Your task is to copy the listing exactly, with the pictures left out.
:: SOURCE EXCERPT ::
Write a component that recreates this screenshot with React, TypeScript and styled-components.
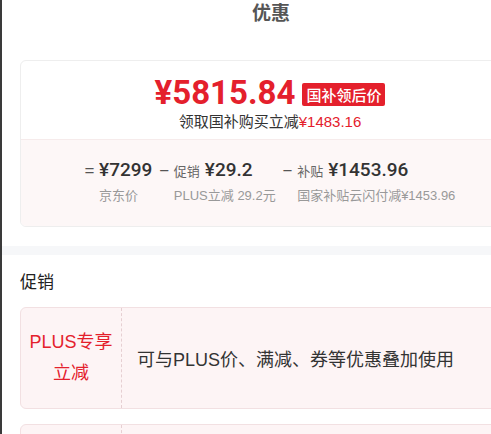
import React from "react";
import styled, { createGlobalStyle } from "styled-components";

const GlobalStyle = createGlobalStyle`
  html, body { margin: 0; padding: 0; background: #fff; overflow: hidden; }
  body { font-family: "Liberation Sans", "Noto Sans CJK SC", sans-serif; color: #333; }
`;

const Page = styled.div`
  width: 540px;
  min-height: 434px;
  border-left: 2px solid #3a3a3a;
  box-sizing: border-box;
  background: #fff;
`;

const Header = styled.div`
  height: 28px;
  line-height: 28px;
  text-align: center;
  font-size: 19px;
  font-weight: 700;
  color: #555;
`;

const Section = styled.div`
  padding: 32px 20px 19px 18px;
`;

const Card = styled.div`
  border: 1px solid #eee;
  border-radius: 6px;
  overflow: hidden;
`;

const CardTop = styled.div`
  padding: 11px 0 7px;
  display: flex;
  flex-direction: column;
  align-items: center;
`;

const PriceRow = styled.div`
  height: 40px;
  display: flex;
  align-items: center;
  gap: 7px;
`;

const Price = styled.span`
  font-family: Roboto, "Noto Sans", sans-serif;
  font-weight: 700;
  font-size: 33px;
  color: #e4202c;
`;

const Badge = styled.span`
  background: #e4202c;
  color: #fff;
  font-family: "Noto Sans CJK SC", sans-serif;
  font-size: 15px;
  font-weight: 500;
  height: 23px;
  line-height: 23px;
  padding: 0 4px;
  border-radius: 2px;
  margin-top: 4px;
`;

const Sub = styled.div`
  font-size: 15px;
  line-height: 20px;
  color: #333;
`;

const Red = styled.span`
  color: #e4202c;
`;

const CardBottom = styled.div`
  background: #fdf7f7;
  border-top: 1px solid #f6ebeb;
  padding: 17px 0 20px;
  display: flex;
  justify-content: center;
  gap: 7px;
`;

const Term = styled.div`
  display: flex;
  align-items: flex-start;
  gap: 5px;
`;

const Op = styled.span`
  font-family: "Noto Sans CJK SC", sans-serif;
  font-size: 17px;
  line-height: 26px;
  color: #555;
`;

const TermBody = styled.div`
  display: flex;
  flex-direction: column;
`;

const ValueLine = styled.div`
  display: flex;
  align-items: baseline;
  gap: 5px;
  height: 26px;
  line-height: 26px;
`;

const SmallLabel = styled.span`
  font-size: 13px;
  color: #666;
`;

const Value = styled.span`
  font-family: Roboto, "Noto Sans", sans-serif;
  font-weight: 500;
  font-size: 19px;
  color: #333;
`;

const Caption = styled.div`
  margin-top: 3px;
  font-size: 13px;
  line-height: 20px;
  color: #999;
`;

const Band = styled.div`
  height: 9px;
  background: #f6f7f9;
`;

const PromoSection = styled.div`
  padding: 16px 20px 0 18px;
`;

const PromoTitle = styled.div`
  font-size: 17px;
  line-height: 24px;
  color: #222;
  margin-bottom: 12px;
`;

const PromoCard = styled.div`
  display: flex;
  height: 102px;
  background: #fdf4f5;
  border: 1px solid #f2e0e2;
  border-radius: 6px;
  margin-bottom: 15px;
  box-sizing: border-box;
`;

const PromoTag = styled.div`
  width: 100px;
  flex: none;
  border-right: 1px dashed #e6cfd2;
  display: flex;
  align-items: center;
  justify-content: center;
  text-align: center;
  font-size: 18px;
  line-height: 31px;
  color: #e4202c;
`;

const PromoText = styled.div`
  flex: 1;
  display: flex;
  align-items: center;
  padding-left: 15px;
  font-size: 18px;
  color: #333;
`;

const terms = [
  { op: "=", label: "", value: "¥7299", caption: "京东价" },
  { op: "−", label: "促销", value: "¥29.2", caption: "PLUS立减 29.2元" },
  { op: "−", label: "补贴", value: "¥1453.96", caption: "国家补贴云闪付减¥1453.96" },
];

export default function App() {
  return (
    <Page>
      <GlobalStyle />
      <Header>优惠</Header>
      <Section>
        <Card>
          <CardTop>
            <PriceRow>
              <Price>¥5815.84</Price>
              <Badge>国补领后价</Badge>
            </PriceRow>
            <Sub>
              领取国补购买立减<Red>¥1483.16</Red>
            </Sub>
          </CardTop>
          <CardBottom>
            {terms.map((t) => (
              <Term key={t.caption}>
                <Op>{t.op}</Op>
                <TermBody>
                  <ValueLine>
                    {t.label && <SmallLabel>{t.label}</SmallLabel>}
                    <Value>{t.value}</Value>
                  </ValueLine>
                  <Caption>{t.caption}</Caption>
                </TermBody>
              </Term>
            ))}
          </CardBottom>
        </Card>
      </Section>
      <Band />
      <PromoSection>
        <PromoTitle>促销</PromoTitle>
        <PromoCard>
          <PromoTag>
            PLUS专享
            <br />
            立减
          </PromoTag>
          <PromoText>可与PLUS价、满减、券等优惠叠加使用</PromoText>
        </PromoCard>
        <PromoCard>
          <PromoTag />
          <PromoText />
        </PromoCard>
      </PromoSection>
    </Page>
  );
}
:::
- _TASK ANSWER_:
Write a component that recreates this screenshot with React, TypeScript and styled-components.
import React from "react";
import styled, { createGlobalStyle } from "styled-components";

const GlobalStyle = createGlobalStyle`
  html, body { margin: 0; padding: 0; background: #fff; overflow: hidden; }
  body { font-family: "Liberation Sans", "Noto Sans CJK SC", sans-serif; color: #333; }
`;

const Page = styled.div`
  width: 540px;
  min-height: 434px;
  border-left: 2px solid #3a3a3a;
  box-sizing: border-box;
  background: #fff;
`;

const Header = styled.div`
  height: 28px;
  line-height: 28px;
  text-align: center;
  font-size: 19px;
  font-weight: 700;
  color: #555;
`;

const Section = styled.div`
  padding: 32px 20px 19px 18px;
`;

const Card = styled.div`
  border: 1px solid #eee;
  border-radius: 6px;
  overflow: hidden;
`;

const CardTop = styled.div`
  padding: 11px 0 7px;
  display: flex;
  flex-direction: column;
  align-items: center;
`;

const PriceRow = styled.div`
  height: 40px;
  display: flex;
  align-items: center;
  gap: 7px;
`;

const Price = styled.span`
  font-family: Roboto, "Noto Sans", sans-serif;
  font-weight: 700;
  font-size: 33px;
  color: #e4202c;
`;

const Badge = styled.span`
  background: #e4202c;
  color: #fff;
  font-family: "Noto Sans CJK SC", sans-serif;
  font-size: 15px;
  font-weight: 500;
  height: 23px;
  line-height: 23px;
  padding: 0 4px;
  border-radius: 2px;
  margin-top: 4px;
`;

const Sub = styled.div`
  font-size: 15px;
  line-height: 20px;
  color: #333;
`;

const Red = styled.span`
  color: #e4202c;
`;

const CardBottom = styled.div`
  background: #fdf7f7;
  border-top: 1px solid #f6ebeb;
  padding: 17px 0 20px;
  display: flex;
  justify-content: center;
  gap: 7px;
`;

const Term = styled.div`
  display: flex;
  align-items: flex-start;
  gap: 5px;
`;

const Op = styled.span`
  font-family: "Noto Sans CJK SC", sans-serif;
  font-size: 17px;
  line-height: 26px;
  color: #555;
`;

const TermBody = styled.div`
  display: flex;
  flex-direction: column;
`;

const ValueLine = styled.div`
  display: flex;
  align-items: baseline;
  gap: 5px;
  height: 26px;
  line-height: 26px;
`;

const SmallLabel = styled.span`
  font-size: 13px;
  color: #666;
`;

const Value = styled.span`
  font-family: Roboto, "Noto Sans", sans-serif;
  font-weight: 500;
  font-size: 19px;
  color: #333;
`;

const Caption = styled.div`
  margin-top: 3px;
  font-size: 13px;
  line-height: 20px;
  color: #999;
`;

const Band = styled.div`
  height: 9px;
  background: #f6f7f9;
`;

const PromoSection = styled.div`
  padding: 16px 20px 0 18px;
`;

const PromoTitle = styled.div`
  font-size: 17px;
  line-height: 24px;
  color: #222;
  margin-bottom: 12px;
`;

const PromoCard = styled.div`
  display: flex;
  height: 102px;
  background: #fdf4f5;
  border: 1px solid #f2e0e2;
  border-radius: 6px;
  margin-bottom: 15px;
  box-sizing: border-box;
`;

const PromoTag = styled.div`
  width: 100px;
  flex: none;
  border-right: 1px dashed #e6cfd2;
  display: flex;
  align-items: center;
  justify-content: center;
  text-align: center;
  font-size: 18px;
  line-height: 31px;
  color: #e4202c;
`;

const PromoText = styled.div`
  flex: 1;
  display: flex;
  align-items: center;
  padding-left: 15px;
  font-size: 18px;
  color: #333;
`;

const terms = [
  { op: "=", label: "", value: "¥7299", caption: "京东价" },
  { op: "−", label: "促销", value: "¥29.2", caption: "PLUS立减 29.2元" },
  { op: "−", label: "补贴", value: "¥1453.96", caption: "国家补贴云闪付减¥1453.96" },
];

export default function App() {
  return (
    <Page>
      <GlobalStyle />
      <Header>优惠</Header>
      <Section>
        <Card>
          <CardTop>
            <PriceRow>
              <Price>¥5815.84</Price>
              <Badge>国补领后价</Badge>
            </PriceRow>
            <Sub>
              领取国补购买立减<Red>¥1483.16</Red>
            </Sub>
          </CardTop>
          <CardBottom>
            {terms.map((t) => (
              <Term key={t.caption}>
                <Op>{t.op}</Op>
                <TermBody>
                  <ValueLine>
                    {t.label && <SmallLabel>{t.label}</SmallLabel>}
                    <Value>{t.value}</Value>
                  </ValueLine>
                  <Caption>{t.caption}</Caption>
                </TermBody>
              </Term>
            ))}
          </CardBottom>
        </Card>
      </Section>
      <Band />
      <PromoSection>
        <PromoTitle>促销</PromoTitle>
        <PromoCard>
          <PromoTag>
            PLUS专享
            <br />
            立减
          </PromoTag>
          <PromoText>可与PLUS价、满减、券等优惠叠加使用</PromoText>
        </PromoCard>
        <PromoCard>
          <PromoTag />
          <PromoText />
        </PromoCard>
      </PromoSection>
    </Page>
  );
}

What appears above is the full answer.